[WHAT IS BEING ASKED] The complete listing should be restated exactly.

=-=-=-=-=

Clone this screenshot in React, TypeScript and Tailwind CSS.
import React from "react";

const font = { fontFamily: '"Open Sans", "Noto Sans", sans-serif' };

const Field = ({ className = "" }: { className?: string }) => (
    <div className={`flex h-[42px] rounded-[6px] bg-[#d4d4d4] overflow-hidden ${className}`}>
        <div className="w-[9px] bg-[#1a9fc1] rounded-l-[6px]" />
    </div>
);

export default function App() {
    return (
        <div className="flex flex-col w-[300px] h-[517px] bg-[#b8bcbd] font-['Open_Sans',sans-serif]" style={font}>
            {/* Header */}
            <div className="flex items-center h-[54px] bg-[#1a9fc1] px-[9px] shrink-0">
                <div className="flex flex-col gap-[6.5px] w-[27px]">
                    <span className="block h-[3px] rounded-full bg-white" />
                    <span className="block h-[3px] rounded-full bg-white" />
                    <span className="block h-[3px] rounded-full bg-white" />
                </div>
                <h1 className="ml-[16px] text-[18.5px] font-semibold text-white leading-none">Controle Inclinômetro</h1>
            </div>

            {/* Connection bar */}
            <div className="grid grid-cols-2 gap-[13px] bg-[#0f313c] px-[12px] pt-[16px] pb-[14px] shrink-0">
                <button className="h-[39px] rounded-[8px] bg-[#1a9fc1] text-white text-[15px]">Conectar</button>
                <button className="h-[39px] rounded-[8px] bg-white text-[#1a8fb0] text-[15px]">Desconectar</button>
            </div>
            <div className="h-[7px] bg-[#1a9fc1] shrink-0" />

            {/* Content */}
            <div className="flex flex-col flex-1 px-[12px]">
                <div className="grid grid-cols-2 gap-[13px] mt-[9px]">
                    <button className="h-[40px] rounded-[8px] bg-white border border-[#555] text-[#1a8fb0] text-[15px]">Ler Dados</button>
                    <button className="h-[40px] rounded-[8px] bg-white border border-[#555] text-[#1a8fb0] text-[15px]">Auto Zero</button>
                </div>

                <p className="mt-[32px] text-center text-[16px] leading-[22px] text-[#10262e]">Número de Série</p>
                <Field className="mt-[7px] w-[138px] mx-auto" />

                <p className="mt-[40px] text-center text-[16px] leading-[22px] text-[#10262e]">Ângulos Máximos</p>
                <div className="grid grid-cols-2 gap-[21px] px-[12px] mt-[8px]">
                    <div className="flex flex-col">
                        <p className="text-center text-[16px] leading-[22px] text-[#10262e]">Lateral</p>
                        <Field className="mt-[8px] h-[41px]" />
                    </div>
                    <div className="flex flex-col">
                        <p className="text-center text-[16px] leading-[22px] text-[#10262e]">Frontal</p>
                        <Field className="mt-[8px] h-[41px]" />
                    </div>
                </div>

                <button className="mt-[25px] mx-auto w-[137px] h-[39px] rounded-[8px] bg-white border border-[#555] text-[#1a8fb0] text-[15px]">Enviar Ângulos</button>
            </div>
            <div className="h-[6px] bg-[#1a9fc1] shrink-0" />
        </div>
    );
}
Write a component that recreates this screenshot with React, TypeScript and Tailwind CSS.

=-=-=-=-=

[EXERCISE RESULT]
Clone this screenshot in React, TypeScript and Tailwind CSS.
import React from "react";

const font = { fontFamily: '"Open Sans", "Noto Sans", sans-serif' };

const Field = ({ className = "" }: { className?: string }) => (
    <div className={`flex h-[42px] rounded-[6px] bg-[#d4d4d4] overflow-hidden ${className}`}>
        <div className="w-[9px] bg-[#1a9fc1] rounded-l-[6px]" />
    </div>
);

export default function App() {
    return (
        <div className="flex flex-col w-[300px] h-[517px] bg-[#b8bcbd] font-['Open_Sans',sans-serif]" style={font}>
            {/* Header */}
            <div className="flex items-center h-[54px] bg-[#1a9fc1] px-[9px] shrink-0">
                <div className="flex flex-col gap-[6.5px] w-[27px]">
                    <span className="block h-[3px] rounded-full bg-white" />
                    <span className="block h-[3px] rounded-full bg-white" />
                    <span className="block h-[3px] rounded-full bg-white" />
                </div>
                <h1 className="ml-[16px] text-[18.5px] font-semibold text-white leading-none">Controle Inclinômetro</h1>
            </div>

            {/* Connection bar */}
            <div className="grid grid-cols-2 gap-[13px] bg-[#0f313c] px-[12px] pt-[16px] pb-[14px] shrink-0">
                <button className="h-[39px] rounded-[8px] bg-[#1a9fc1] text-white text-[15px]">Conectar</button>
                <button className="h-[39px] rounded-[8px] bg-white text-[#1a8fb0] text-[15px]">Desconectar</button>
            </div>
            <div className="h-[7px] bg-[#1a9fc1] shrink-0" />

            {/* Content */}
            <div className="flex flex-col flex-1 px-[12px]">
                <div className="grid grid-cols-2 gap-[13px] mt-[9px]">
                    <button className="h-[40px] rounded-[8px] bg-white border border-[#555] text-[#1a8fb0] text-[15px]">Ler Dados</button>
                    <button className="h-[40px] rounded-[8px] bg-white border border-[#555] text-[#1a8fb0] text-[15px]">Auto Zero</button>
                </div>

                <p className="mt-[32px] text-center text-[16px] leading-[22px] text-[#10262e]">Número de Série</p>
                <Field className="mt-[7px] w-[138px] mx-auto" />

                <p className="mt-[40px] text-center text-[16px] leading-[22px] text-[#10262e]">Ângulos Máximos</p>
                <div className="grid grid-cols-2 gap-[21px] px-[12px] mt-[8px]">
                    <div className="flex flex-col">
                        <p className="text-center text-[16px] leading-[22px] text-[#10262e]">Lateral</p>
                        <Field className="mt-[8px] h-[41px]" />
                    </div>
                    <div className="flex flex-col">
                        <p className="text-center text-[16px] leading-[22px] text-[#10262e]">Frontal</p>
                        <Field className="mt-[8px] h-[41px]" />
                    </div>
                </div>

                <button className="mt-[25px] mx-auto w-[137px] h-[39px] rounded-[8px] bg-white border border-[#555] text-[#1a8fb0] text-[15px]">Enviar Ângulos</button>
            </div>
            <div className="h-[6px] bg-[#1a9fc1] shrink-0" />
        </div>
    );
}
Write a component that recreates this screenshot with React, TypeScript and Tailwind CSS.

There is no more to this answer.